* begin GIVEN MATERIAL *

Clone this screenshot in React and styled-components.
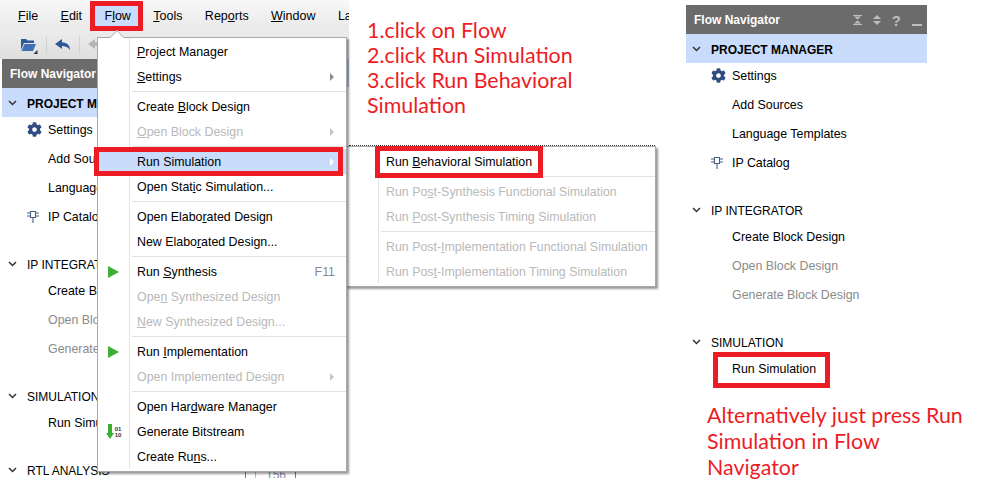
import styled, { createGlobalStyle } from "styled-components";
import { FaCog } from "react-icons/fa";

const GlobalStyle = createGlobalStyle`
  html, body {
    margin: 0;
    background: #fff;
  }
`;

const RED = "#ed1c24";
const SELECTED = "#c9dcfb";

const Page = styled.div`
  position: relative;
  display: flex;
  width: 995px;
  height: 492px;
  overflow: hidden;
  font-family: "Liberation Sans", Arial, sans-serif;
  font-size: 12.4px;
  color: #000;
`;

const Ide = styled.div`
  display: flex;
  flex-direction: column;
  flex: 0 0 349px;
  height: 478px;
  overflow: hidden;
`;

const MenuBar = styled.div`
  display: flex;
  flex: 0 0 30px;
  align-items: center;
  gap: 22.4px;
  padding: 1px 0 0 18px;
  box-sizing: border-box;
  font-size: 12.5px;
  background: linear-gradient(#f8f8f8, #e9e9e9);
  isolation: isolate;
`;

const MenuName = styled.span`
  position: relative;
  white-space: nowrap;
`;

const Mark = styled.span`
  position: absolute;
  border: 5px solid ${RED};
  box-sizing: border-box;
  pointer-events: none;
`;

const FlowMark = styled(Mark)`
  left: -14px;
  top: -8px;
  width: 53px;
  height: 30px;
  background: ${SELECTED};
  z-index: -1;
`;

const Toolbar = styled.div`
  display: flex;
  flex: 0 0 29px;
  align-items: center;
  gap: 8px;
  padding-left: 20px;
  background: linear-gradient(#ececec, #dfdfdf);
`;

const ToolDivider = styled.span`
  width: 1px;
  height: 18px;
  background: #d2d2d2;
`;

const Workspace = styled.div`
  display: flex;
  flex: 1;
  min-height: 0;
`;

const LeftPanel = styled.div`
  flex: 0 0 243px;
  margin-left: 2px;
`;

const Editor = styled.div`
  display: flex;
  flex: 1;
  flex-direction: column;
  justify-content: flex-end;
  border-left: 1px solid #777;
`;

const EditorTabs = styled.div`
  height: 28px;
  margin-bottom: auto;
  background: #b9c9e4;
`;

const Gutter = styled.div`
  width: 41px;
  margin-left: 9px;
  padding-left: 10px;
  height: 9px;
  border-left: 1px solid #bbb;
  border-right: 1px solid #777;
  font-size: 12px;
  line-height: 13px;
  color: #8a8fa8;
  overflow: hidden;
  box-sizing: border-box;
`;

/* Flow Navigator */
const NavHeader = styled.div`
  display: flex;
  align-items: center;
  height: 29px;
  padding: 1px 5px 0 8px;
  box-sizing: border-box;
  background: #6b6b6b;
  color: #fff;
  font-weight: bold;
  font-size: 12px;
  white-space: nowrap;
`;

const NavTools = styled.div`
  display: flex;
  align-items: center;
  gap: 11px;
  margin-left: auto;
  color: #bdbdbd;
  font-size: 15px;
`;

const NavSection = styled.section`
  margin-bottom: 18px;
`;

const NavHead = styled.div`
  display: flex;
  align-items: center;
  gap: 10px;
  height: 29px;
  padding: 2px 0 0 6px;
  box-sizing: border-box;
  font-size: 12px;
  white-space: nowrap;
  background: ${(p) => (p.$active ? SELECTED : "transparent")};
  font-weight: ${(p) => (p.$active ? "bold" : "normal")};
`;

const NavList = styled.div`
  margin-top: -2px;
`;

const NavItem = styled.div`
  position: relative;
  display: flex;
  align-items: center;
  height: 29px;
  padding-left: 46px;
  white-space: nowrap;
  color: ${(p) => (p.$disabled ? "#8b8b8b" : "#000")};
`;

const NavIcon = styled.span`
  position: absolute;
  left: 25px;
  top: 0;
  bottom: 0;
  display: flex;
  align-items: center;
  color: #2f4d82;
`;

const NavMark = styled(Mark)`
  left: 27px;
  top: -2px;
  width: 117px;
  height: 36px;
`;

/* Menus */
const Menu = styled.div`
  position: absolute;
  box-sizing: border-box;
  padding: 1px 0 2px;
  background: #fff;
  border: 1px solid #a8a8a8;
  box-shadow: 2px 2px 2px rgba(0, 0, 0, 0.4);

  &::before {
    content: "";
    position: absolute;
    left: 31px;
    top: 0;
    bottom: 3px;
    width: 1px;
    background: #e4e4e4;
  }
`;

const FlowMenu = styled(Menu)`
  left: 97px;
  top: 37px;
  width: 250px;
  z-index: 3;
`;

const Notch = styled.span`
  position: absolute;
  left: 14px;
  top: -6px;
  width: 9px;
  height: 9px;
  background: #fff;
  transform: rotate(45deg);
  border: 1px solid #bbb;
  border-right: none;
  border-bottom: none;
`;

const SubMenu = styled(Menu)`
  left: 346px;
  top: 146px;
  width: 310px;
  height: 141px;
  padding-top: 2px;
  z-index: 2;
`;

const DottedEdge = styled.span`
  position: absolute;
  left: 2px;
  right: 0;
  top: -2px;
  border-top: 1px dotted #333;
`;

const Item = styled.div`
  position: relative;
  display: grid;
  grid-template-columns: 39px 1fr auto 20px;
  align-items: center;
  height: 25px;
  white-space: nowrap;
  color: ${(p) => (p.$disabled ? "#b9b9b9" : "#000")};
  background: ${(p) => (p.$selected ? SELECTED : "transparent")};
`;

const IsolatedItem = styled(Item)`
  isolation: isolate;
`;

const ItemIcon = styled.span`
  display: flex;
  justify-content: center;
  align-items: center;
  padding-right: 8px;
`;

const Shortcut = styled.span`
  margin-right: -9px;
  color: #8a8a8a;
`;

const Arrow = styled.span`
  grid-column: 4;
  justify-self: center;
  margin-right: 8px;
  width: 0;
  height: 0;
  border-top: 4px solid transparent;
  border-bottom: 4px solid transparent;
  border-left: 4px solid ${(p) => p.$color || "#8d8d8d"};
`;

const Separator = styled.div`
  height: 1px;
  margin: 2px 0 2px 34px;
  background: #e2e2e2;
`;

const RunSimMark = styled(Mark)`
  left: -4px;
  top: -2px;
  width: 249px;
  height: 29px;
  z-index: 4;
`;

const BehavioralMark = styled(Mark)`
  left: 28px;
  top: -3px;
  width: 168px;
  height: 32px;
  background: #fff;
  z-index: -1;
`;

const SubItemLabel = styled.span`
  position: relative;
  z-index: 1;
`;

const BitCode = styled.span`
  font-size: 6px;
  font-weight: bold;
  line-height: 6px;
  color: #333;
  margin-left: 1px;
`;

/* Notes column */
const NotesColumn = styled.div`
  flex: 0 0 319px;
  padding: 18px 0 0 18px;
`;

const Note = styled.p`
  margin: 0;
  font-family: Lato, "Open Sans", sans-serif;
  font-size: 21.4px;
  color: ${RED};
  line-height: 25px;
  width: ${(p) => p.$width}px;
`;

const SideColumn = styled.div`
  display: flex;
  flex-direction: column;
  padding-top: 5px;
`;

const SidePanel = styled.div`
  width: 241px;
`;

const SideNote = styled(Note)`
  margin: 1px 0 0 21px;
  line-height: 26px;
`;

const Chevron = () => (
  <svg width="9" height="7" viewBox="0 0 9 7" fill="none" stroke="#333" strokeWidth="1.5">
    <path d="M1 1l3.500 3.500L8 1" />
  </svg>
);

const ChipIcon = () => (
  <svg width="12" height="13" viewBox="0 0 12 13" fill="none" stroke="#4a6087" strokeWidth="1.1">
    <path d="M3.500 1.500h5v6h-5zM6 7.500V13M0 3h3.500M0 6h3.500M8.500 3H12M8.500 6H12" />
  </svg>
);

const FolderIcon = () => (
  <svg width="18" height="18" viewBox="0 0 18 18">
    <path d="M1 3h5l1.500 1.500H14V7H4L1 14z" fill="#2f5a9a" />
    <path d="M1.500 15l3-7H16l-3 7z" fill="#3f6fb5" />
    <path d="M17.500 18h-4l4-4z" fill="#333" />
  </svg>
);

const UndoIcon = ({ color }) => (
  <svg width="16" height="12" viewBox="0 0 16 12">
    <path d="M7 0L0 5l7 5V7c3 0 6 1 8 4 0-5-3-7.500-8-7.500z" fill={color} />
  </svg>
);

const PlayIcon = () => (
  <svg width="11" height="12" viewBox="0 0 11 12">
    <path d="M0 0l11 6L0 12z" fill="#3cae33" />
  </svg>
);

const BitstreamIcon = () => (
  <>
    <svg width="8" height="15" viewBox="0 0 8 15">
      <path d="M2 0h4v9h2l-4 6-4-6h2z" fill="#3cae33" />
    </svg>
    <BitCode>
      01
      <br />
      10
    </BitCode>
  </>
);

const CollapseIcon = () => (
  <svg width="9" height="10" viewBox="0 0 9 10" fill="#bdbdbd">
    <path d="M0 0h9v1H0zM1 1.500h7L4.500 4.500zM4.500 5.500L8 8.500H1zM0 9h9v1H0z" />
  </svg>
);

const SortIcon = () => (
  <svg width="8" height="10" viewBox="0 0 8 10" fill="#bdbdbd">
    <path d="M4 0l4 4H0zM0 6h8l-4 4z" />
  </svg>
);

const MinimizeIcon = () => (
  <svg width="10" height="12" viewBox="0 0 10 12" fill="#bdbdbd">
    <path d="M0 10h10v2H0z" />
  </svg>
);

const navSections = [
  {
    title: "PROJECT MANAGER",
    active: true,
    items: [
      { label: "Settings", icon: <FaCog size={15} /> },
      { label: "Add Sources" },
      { label: "Language Templates" },
      { label: "IP Catalog", icon: <ChipIcon /> },
    ],
  },
  {
    title: "IP INTEGRATOR",
    items: [
      { label: "Create Block Design" },
      { label: "Open Block Design", disabled: true },
      { label: "Generate Block Design", disabled: true },
    ],
  },
  {
    title: "SIMULATION",
    items: [{ label: "Run Simulation", marked: true }],
  },
];

const FlowNavigator = ({ showTools, marked, extraSection }) => (
  <>
    <NavHeader>
      Flow Navigator
      {showTools && (
        <NavTools>
          <CollapseIcon />
          <SortIcon />
          <span>?</span>
          <MinimizeIcon />
        </NavTools>
      )}
    </NavHeader>
    {navSections.map((section) => (
      <NavSection key={section.title}>
        <NavHead $active={section.active}>
          <Chevron />
          {section.title}
        </NavHead>
        <NavList>
          {section.items.map((item) => (
            <NavItem key={item.label} $disabled={item.disabled}>
              {item.icon && <NavIcon>{item.icon}</NavIcon>}
              {item.label}
              {marked && item.marked && <NavMark />}
            </NavItem>
          ))}
        </NavList>
      </NavSection>
    ))}
    {extraSection && (
      <NavHead>
        <Chevron />
        {extraSection}
      </NavHead>
    )}
  </>
);

const App = () => {
  return (
    <Page>
      <GlobalStyle />
      <Ide>
        <MenuBar>
          <MenuName><u>F</u>ile</MenuName>
          <MenuName><u>E</u>dit</MenuName>
          <MenuName>
            F<u>l</u>ow
            <FlowMark />
          </MenuName>
          <MenuName><u>T</u>ools</MenuName>
          <MenuName>Rep<u>o</u>rts</MenuName>
          <MenuName><u>W</u>indow</MenuName>
          <MenuName>La</MenuName>
        </MenuBar>
        <Toolbar>
          <FolderIcon />
          <ToolDivider />
          <UndoIcon color="#2f5a9a" />
          <ToolDivider />
          <UndoIcon color="#b5b5b5" />
        </Toolbar>
        <Workspace>
          <LeftPanel>
            <FlowNavigator extraSection="RTL ANALYSIS" />
          </LeftPanel>
          <Editor>
            <EditorTabs />
            <Gutter>156</Gutter>
          </Editor>
        </Workspace>
      </Ide>

      <FlowMenu>
        <Notch />
        <Item><span /><span><u>P</u>roject Manager</span></Item>
        <Item><span /><span><u>S</u>ettings</span><span /><Arrow /></Item>
        <Separator />
        <Item><span /><span>Create <u>B</u>lock Design</span></Item>
        <Item $disabled><span /><span><u>O</u>pen Block Design</span><span /><Arrow $color="#c4c4c4" /></Item>
        <Separator />
        <Item $selected>
          <span />
          <span>Run Simulation</span>
          <span />
          <Arrow $color="#fff" />
          <RunSimMark />
        </Item>
        <Item><span /><span>Open Stat<u>i</u>c Simulation...</span></Item>
        <Separator />
        <Item><span /><span>Open Elabo<u>r</u>ated Design</span></Item>
        <Item><span /><span>New Elabo<u>r</u>ated Design...</span></Item>
        <Separator />
        <Item>
          <ItemIcon><PlayIcon /></ItemIcon>
          <span>Run <u>S</u>ynthesis</span>
          <Shortcut>F11</Shortcut>
        </Item>
        <Item $disabled><span /><span>Ope<u>n</u> Synthesized Design</span></Item>
        <Item $disabled><span /><span><u>N</u>ew Synthesized Design...</span></Item>
        <Separator />
        <Item>
          <ItemIcon><PlayIcon /></ItemIcon>
          <span>Run <u>I</u>mplementation</span>
        </Item>
        <Item $disabled><span /><span>Open Implemented Design</span><span /><Arrow $color="#c4c4c4" /></Item>
        <Separator />
        <Item><span /><span>Open Har<u>d</u>ware Manager</span></Item>
        <Item>
          <ItemIcon><BitstreamIcon /></ItemIcon>
          <span>Generate Bitstream</span>
        </Item>
        <Item><span /><span>Create Ru<u>n</u>s...</span></Item>
      </FlowMenu>

      <SubMenu>
        <DottedEdge />
        <IsolatedItem>
          <span />
          <SubItemLabel>Run <u>B</u>ehavioral Simulation</SubItemLabel>
          <BehavioralMark />
        </IsolatedItem>
        <Separator />
        <Item $disabled><span /><span>Run Po<u>s</u>t-Synthesis Functional Simulation</span></Item>
        <Item $disabled><span /><span>Run <u>P</u>ost-Synthesis Timing Simulation</span></Item>
        <Separator />
        <Item $disabled><span /><span>Run Post-<u>I</u>mplementation Functional Simulation</span></Item>
        <Item $disabled><span /><span>Run Pos<u>t</u>-Implementation Timing Simulation</span></Item>
      </SubMenu>

      <NotesColumn>
        <Note $width={230}>
          1.click on Flow
          <br />
          2.click Run Simulation
          <br />
          3.click Run Behavioral Simulation
        </Note>
      </NotesColumn>

      <SideColumn>
        <SidePanel>
          <FlowNavigator showTools marked />
        </SidePanel>
        <SideNote $width={262}>
          Alternatively just press Run Simulation in Flow Navigator
        </SideNote>
      </SideColumn>
    </Page>
  );
};

export default App;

* end GIVEN MATERIAL *

THE TASK
In the lines above, find each one with "components" and list it.

ANSWER TO THIS TASK
Clone this screenshot in React and styled-components.
import styled, { createGlobalStyle } from "styled-components";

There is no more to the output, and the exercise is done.